While the series is keen on borrowing themes and imagery from Demme’s film ― many scenes are framed with the same extreme closeup, shot-countershot techniques the late director used as ways to comment on the male gaze ― there is still much to uncover about the character, especially through a fresh lens. Nearly all of the first season episodes are directed by women, with “Rachel Getting Married” screenwriter Jenny Lumet serving as co-creator alongside Alex Kurtzman, who’s been behind some of television’s most fully realized heroines like Sydney Bristow and Olivia Dunham.
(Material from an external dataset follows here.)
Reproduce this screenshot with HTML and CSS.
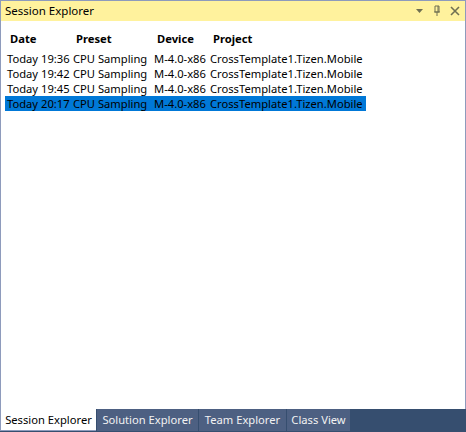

“Clarice’s story has only ever been told through the male gaze from a male-centric narrative by men,” Breeds explained. “That’s why in our culture we associate her with the men, because that’s the way the story has been told. It’s amazing that it’s taken this long for her to have her moment to tell her story for her story’s sake. It is time and it is worthy of its own show because she’s incredibly complex.”

The show’s creative team is also committed to correcting some harmful aspects from the original film, notably the not-so-hidden transphobia behind the character of Buffalo Bill. Earlier this month, actor and activist Jen Richards was cast in the show as a character whose “identity as a trans woman prompts her to discuss with Clarice the complicated legacy of Buffalo Bill.”

Could this new take on “The Silence of the Lambs” lure Jodie Foster back to a franchise that once so easily replaced her? Breeds was quick to say there is “no expectation” for Foster to return, but the door is more than open. 

“I don’t think she’s seen it. In terms of being involved in the show, I know that she’s said, ‘Never say never.’ More than anything, I would love for her to come and direct and have her special insight brought into this world,” Breeds said, while acknowledging it might be “a bit weird” for Foster to see someone else step into the Starling’s shoes, cheap or otherwise.

“I just want to do the character justice in playing her as truthfully and as humanly as possible and hopefully that honors these wonderful women who have gone before me.”

“Clarice” premieres on Feb. 11 on CBS.